Week Ahead: Central bank bonanza to warm up volatility
It’s a veritable feast of central bank meetings and top tier economic data this week which will close out another volatile year. Within the space of just over forty-eight hours, markets will be treated to UK jobs, UK and US CPI data, the Fed meeting plus the SNB, Norges Bank, ECB and Bank of England rate decisions.
The spotlight will inevitably be on Wednesday’s Federal Open Market Committee (FOMC). Money markets are pricing in a 50bp rate hike after four straight 75bp moves. Much focus will centre on the updated dot plot of economic projections. This is expected to show a higher terminal rate around 5%, up from the September forecast of 4.60%. Any guidance from Chair Powell will direct markets. “More work to do” or rates being held at peak for “some time” will be hawkish and potentially hurt stocks and gold.
The dollar has been languishing near its cycle lows recently with the upside capped at the 200-day simple day moving average at 105.74. A second consecutive low print in the latest US core CPI number released on Tuesday would help the long-standing “pivot” narrative and probably push the DXY to new lows. Watch out for one of the Fed’s media mouthpieces like the WSJ if that data deviates widely versus expectations.
A busy week in Europe sees several central banks release their latest rate decisions on Thursday. Market consensus is for 50bp rate increases from the ECB and Bank of England. It seems too early for the ECB to slow down the pace of rate hikes even though recent headline inflation data fell below expectations. A hawkish sounding President Lagarde who appears defiant in fighting core inflation could push the euro to new cycle highs above 1.06.
The Bank of England is widely expected to raise rates by 50bps after its one-off jumbo-sized 75bp move at its last meeting.
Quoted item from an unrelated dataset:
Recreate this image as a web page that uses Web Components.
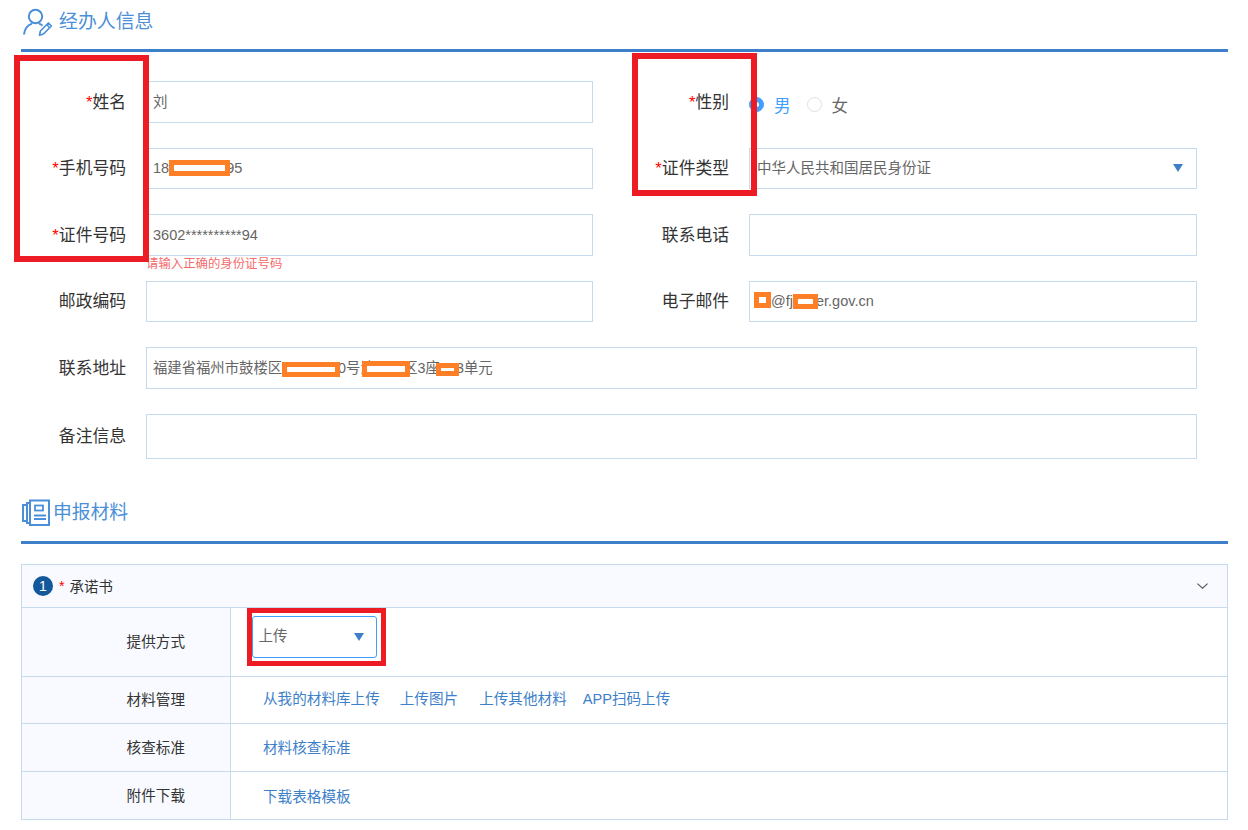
<!DOCTYPE html>
<html lang="zh">
<head>
<meta charset="utf-8">
<title>经办人信息</title>
<style>
    html, body { margin: 0; padding: 0; background: #fff; }
    body { font-family: "Liberation Sans", "Noto Sans CJK SC", sans-serif; }
</style>
</head>
<body>
<apply-page></apply-page>

<script>
const INK = '"Liberation Sans", "Noto Sans CJK SC", sans-serif';

// orange censor block, overlaps the text on either side
class RedactMark extends HTMLElement {
    connectedCallback() {
        const w = this.getAttribute('w') || '60';
        const h = this.getAttribute('h') || '16';
        const under = this.getAttribute('under') || '0';
        const over = this.getAttribute('over') || '0';
        const dy = this.getAttribute('dy') || '0';
        this.attachShadow({ mode: 'open' });
        this.shadowRoot.innerHTML = `
            <style>
                :host {
                    display: inline-block;
                    box-sizing: border-box;
                    width: ${w}px;
                    height: ${h}px;
                    margin-left: -${under}px;
                    margin-right: -${over}px;
                    border: solid #ff7f27;
                    border-width: 5px;
                    background: #fff;
                    vertical-align: middle;
                    position: relative;
                    top: ${dy}px;
                }
            </style>
        `;
    }
}

class SectionHead extends HTMLElement {
    connectedCallback() {
        const height = this.getAttribute('height') || '49';
        const low = this.getAttribute('low') || '10';
        const size = this.getAttribute('size') || '18.8';
        this.attachShadow({ mode: 'open' });
        this.shadowRoot.innerHTML = `
            <style>
                :host { display: block; margin: 0 20px 0 21px; }
                .head {
                    box-sizing: border-box;
                    display: flex;
                    align-items: center;
                    height: ${height}px;
                    padding: 0 0 ${low}px 1px;
                    color: #4a8fd8;
                    font-size: ${size}px;
                    font-family: ${INK};
                }
                .bar { height: 3px; background: #3d80c9; }
            </style>
            <div class="head"><slot name="icon"></slot><slot></slot></div>
            <div class="bar"></div>
        `;
    }
}

class FormField extends HTMLElement {
    connectedCallback() {
        const label = this.getAttribute('label') || '';
        const required = this.hasAttribute('required');
        const height = this.getAttribute('height') || '41.5';
        this.attachShadow({ mode: 'open' });
        this.shadowRoot.innerHTML = `
            <style>
                :host { display: grid; grid-template-columns: 105px 1fr; column-gap: 20px; align-items: center; position: relative; }
                .label { text-align: right; font-size: 16.8px; color: #333; white-space: nowrap; padding-bottom: 2px; }
                .label i { font-style: normal; color: #f00; }
                .box {
                    box-sizing: border-box;
                    height: ${height}px;
                    border: 1px solid #c6dcee;
                    padding: 0 6px;
                    display: flex;
                    align-items: center;
                    font-size: 14.5px;
                    color: #666;
                    white-space: nowrap;
                    background: #fff;
                }
                :host([bare]) .box { display: block; border: 0; padding: 0; }
                .msg { position: absolute; left: 125px; top: 40px; font-size: 12.4px; color: #f56c6c; white-space: nowrap; }
            </style>
            <div class="label">${required ? '<i>*</i>' : ''}${label}</div>
            <div class="box"><span><slot></slot></span></div>
            <div class="msg"><slot name="msg"></slot></div>
        `;
    }
}

class GenderRadio extends HTMLElement {
    connectedCallback() {
        this.attachShadow({ mode: 'open' });
        this.shadowRoot.innerHTML = `
            <style>
                :host { display: flex; align-items: center; box-sizing: border-box; height: 41.5px; padding-top: 6px; font-size: 16.6px; color: #666; }
                .dot { box-sizing: border-box; width: 15px; height: 15px; border-radius: 50%; border: 1px solid #dcdfe6; margin-right: 10px; background: #fff; }
                .on { background: #409eff; border-color: #409eff; position: relative; }
                .on::after { content: ""; position: absolute; left: 4px; top: 4px; width: 5px; height: 5px; border-radius: 50%; background: #fff; }
                .sel { color: #409eff; margin-right: 16px; }
            </style>
            <span class="dot on"></span><span class="sel">男</span>
            <span class="dot"></span><span>女</span>
        `;
    }
}

class SelectBox extends HTMLElement {
    connectedCallback() {
        this.attachShadow({ mode: 'open' });
        this.shadowRoot.innerHTML = `
            <style>
                :host {
                    display: flex; align-items: center; justify-content: space-between;
                    box-sizing: border-box;
                    height: 41.5px;
                    padding: 0 13px 0 7px;
                    border: 1px solid #c6dcee;
                    font-size: 14.5px;
                    color: #666;
                    background: #fff;
                }
                :host([focus]) { border-color: #409eff; border-radius: 3px; padding: 0 12px 0 5.5px; }
                .val { padding-bottom: 3px; }
                :host([focus]) .val { padding-bottom: 5px; }
                .arrow { width: 0; height: 0; border: solid transparent; border-width: 8px 5px 0; border-top-color: #3d80c9; }
            </style>
            <span class="val"><slot></slot></span>
            <span class="arrow"></span>
        `;
    }
}

class MatRow extends HTMLElement {
    connectedCallback() {
        const label = this.getAttribute('label') || '';
        const height = this.getAttribute('height') || '47';
        const pad = this.getAttribute('pad') || '32';
        const lift = this.getAttribute('lift') || '0';
        this.attachShadow({ mode: 'open' });
        this.shadowRoot.innerHTML = `
            <style>
                :host {
                    display: grid;
                    grid-template-columns: 209px 1fr;
                    height: ${height}px;
                    box-sizing: border-box;
                    border-top: 1px solid #c6dcee;
                }
                .label {
                    background: #f8faff;
                    border-right: 1px solid #c6dcee;
                    padding: 0 45px 2px 0;
                    display: flex;
                    align-items: center;
                    justify-content: flex-end;
                    font-size: 14.6px;
                    color: #333;
                }
                .cell { display: flex; align-items: center; padding: 0 0 ${lift}px ${pad}px; font-size: 14.6px; color: #3d80c9; }
            </style>
            <div class="label">${label}</div>
            <div class="cell"><slot></slot></div>
        `;
    }
}

class MatPanel extends HTMLElement {
    connectedCallback() {
        const index = this.getAttribute('index') || '1';
        const title = this.getAttribute('title') || '';
        this.attachShadow({ mode: 'open' });
        this.shadowRoot.innerHTML = `
            <style>
                :host { display: block; margin: 20px 20px 0 21px; border: 1px solid #c6dcee; }
                .top {
                    display: flex; align-items: center;
                    height: 42px;
                    padding: 0 19px 0 11px;
                    background: #f8faff;
                    font-size: 14.4px;
                    color: #333;
                }
                .num { width: 20px; height: 20px; border-radius: 50%; background: #14589c; color: #fff; font-size: 14px; line-height: 20px; text-align: center; margin-right: 6px; }
                .star { color: #f00; margin-right: 5px; }
                .chev { margin-left: auto; }
            </style>
            <div class="top">
                <span class="num">${index}</span><span class="star">*</span><span>${title}</span>
                <svg class="chev" width="11" height="6" viewBox="0 0 11 6" fill="none" stroke="#555" stroke-width="1.1"><path d="M.4.6 5.5 5.2 10.6.6"/></svg>
            </div>
            <slot></slot>
        `;
    }
}

class ApplyPage extends HTMLElement {
    connectedCallback() {
        this.attachShadow({ mode: 'open' });
        this.shadowRoot.innerHTML = `
            <style>
                :host { display: block; width: 1248px; height: 830px; position: relative; overflow: hidden; font-family: ${INK}; }
                .form {
                    display: grid;
                    grid-template-columns: 572px 573px;
                    column-gap: 31px;
                    row-gap: 25px;
                    margin: 29px 0 0 21px;
                    width: 1176px;
                }
                .wide { grid-column: 1 / 3; }
                .docs { margin-top: 32px; }
                .ring { position: absolute; box-sizing: border-box; border: 6px solid #ed1c24; outline: 1px solid rgba(237,28,36,.35); outline-offset: -1px; pointer-events: none; }
                .links { display: flex; }
                .links a:nth-child(2) { margin-left: 20px; }
                .links a:nth-child(3) { margin-left: 21px; }
                .links a:nth-child(4) { margin-left: 16px; }
                a { color: #3d80c9; text-decoration: none; }
                select-box.mini { width: 125px; height: 42px; }
            </style>
            <section-head height="49" low="10" size="18.9">
                <svg slot="icon" width="30" height="30" viewBox="0 0 30 30" fill="none" stroke="#4a8fd8" stroke-width="2" style="margin:6px 7px 0 0">
                    <circle cx="13.5" cy="8.5" r="6.7"/>
                    <path d="M2 26.5C2.5 21 6 17 10 15.6M17 15.6c1.4.5 2.5 1 3.5 2"/>
                    <path d="M17.5 27.2l.9-4.2 8-8 3 3-8 8z" stroke-width="1.7" stroke-linejoin="round"/>
                    <path d="M24.5 16.5l3 3" stroke-width="1.4"/>
                </svg>
                经办人信息
            </section-head>
            <div class="form">
                <form-field label="姓名" required><span style="display:inline-block;padding-bottom:3px">刘</span></form-field>
                <form-field label="性别" required bare><gender-radio></gender-radio></form-field>
                <form-field label="手机号码" required>18<redact-mark w="61" h="16" over="4" dy="-1"></redact-mark>95</form-field>
                <form-field label="证件类型" required bare><select-box>中华人民共和国居民身份证</select-box></form-field>
                <form-field label="证件号码" required>3602**********94<span slot="msg">请输入正确的身份证号码</span></form-field>
                <form-field label="联系电话"></form-field>
                <form-field label="邮政编码"></form-field>
                <form-field label="电子邮件"><redact-mark w="17" h="16" under="2" dy="-2"></redact-mark>@fj<redact-mark w="25" h="15" over="2"></redact-mark>er.gov.cn</form-field>
                <form-field label="联系地址" class="wide"><span style="display:inline-block;font-size:14.35px;padding-bottom:2px">福建省福州市鼓楼区<redact-mark w="58" h="15" over="2"></redact-mark>0号滨<redact-mark w="48" h="16" under="12.5" over="7"></redact-mark>区3座<redact-mark w="23" h="13" under="3.5" over="3.5"></redact-mark>3单元</span></form-field>
                <form-field label="备注信息" class="wide" height="45"></form-field>
            </div>
            <section-head class="docs" height="50" low="10">
                <svg slot="icon" width="29" height="28" viewBox="0 0 29 28" fill="none" stroke="#4a8fd8" stroke-width="2" style="margin:5px 2px 0 0">
                    <rect x="8" y="1.5" width="19" height="24.5"/>
                    <path d="M8 4H5v20h3M5 6H1v16h4"/>
                    <rect x="13" y="6.5" width="8" height="5" stroke-width="1.8"/>
                    <path d="M12 16.5h12M12 20h12" stroke-width="1.8"/>
                </svg>
                申报材料
            </section-head>
            <mat-panel index="1" title="承诺书">
                <mat-row label="提供方式" height="69" pad="21" lift="9"><select-box class="mini" focus>上传</select-box></mat-row>
                <mat-row label="材料管理" height="47" lift="4"><div class="links"><a>从我的材料库上传</a><a>上传图片</a><a>上传其他材料</a><a>APP扫码上传</a></div></mat-row>
                <mat-row label="核查标准" height="48" lift="2"><a>材料核查标准</a></mat-row>
                <mat-row label="附件下载" height="48"><a>下载表格模板</a></mat-row>
            </mat-panel>
            <div class="ring" style="left:14px;top:55px;width:135px;height:207px"></div>
            <div class="ring" style="left:632px;top:53px;width:125px;height:143px"></div>
            <div class="ring" style="left:247px;top:608px;width:139px;height:58px;border-width:5px"></div>
        `;
    }
}

customElements.define('redact-mark', RedactMark);
customElements.define('section-head', SectionHead);
customElements.define('form-field', FormField);
customElements.define('gender-radio', GenderRadio);
customElements.define('select-box', SelectBox);
customElements.define('mat-row', MatRow);
customElements.define('mat-panel', MatPanel);
customElements.define('apply-page', ApplyPage);
</script>
</body>
</html>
The decision on rates may not be unanimous with some MPC watchers predicting a four-way voting split ie. unchanged, 25bp, 50bp and 75bp rate hikes. Markets are pricing in a peak rate at 4.5% so the barrage of economic data could also move GBP. The 1.23 area looks to be a near-term resistance barrier in cable. Much will also depend on how hawkish the Fed is, the day before the BoE.
Major risk events of the week
13 December 2022, Tuesday:
–UK Jobs: The October unemployment rate is forecast to tick up one-tenth to 3.7%. Vacancies fell for a fifth report in a row as employers worried about the outlook for the economy. But pay growth is seen remaining strong in the near term.
-US CPI: Consensus expect November headline inflation to soften to 7.3% y/y and 0.3% m/m from 7.7% and 0.4%. That was the first time the annual number had fallen below 8% since February. The core print is seen falling to 6.1% y/y from 6.3% with the monthly reading unchanged at 0.3%.
14 December 2022, Wednesday:
– UK CPI: Expectations are for a headline annual print of 10.9%, falling from 11.1% in October. Surging household energy bills and food prices pushed inflation to a 41-year high. Most economists think price pressures have probably peaked with the scale of fiscal tightening helping bring inflation down.
-FOMC Meeting: Markets are expecting a smaller 50bp rate which would take the target rate to 4.25%-4.5%. This would mean cumulative tightening of 375bps since March. Most analysts think the overall tone and Chair Powell’s language in the press conference will be relatively hawkish, pushing back against the recent easing in financial conditions.
15 December 2022, Thursday:
-Bank of England Meeting: The MPC is set to hike rates for a ninth time in a row, with a 50bp almost fully priced in. There is no new MPR or press conference. Higher than expected inflation in October is expected to have peaked, though recent data has been solid with wage growth staying strong.
-ECB Meeting: Money markets price in around a 75% chance of 50bp rate increase, taking the main refinancing rate to 2.5%. Resilient third quarter data has softened into year-end and inflation has also cooled. But prices remain elevated with the bank worried about fiscal stimulus extending inflationary pressures.
-US Retail Sales: The market median estimates a flat reading in November from the prior 1.3% rise. Households stepped up purchases of cars and a range of other goods, indicating consumer spending picked up early in the fourth quarter. Higher interest rates may weigh on activity going forward.
16 December 2022, Friday:
– Eurozone PMIs: The data is a gauge for how the region’s economy is faring at the end of the fourth quarter. Analysts expect the surveys to continue signalling a contraction (sub-50 prints) with broad-based weakening in demand starting to take hold.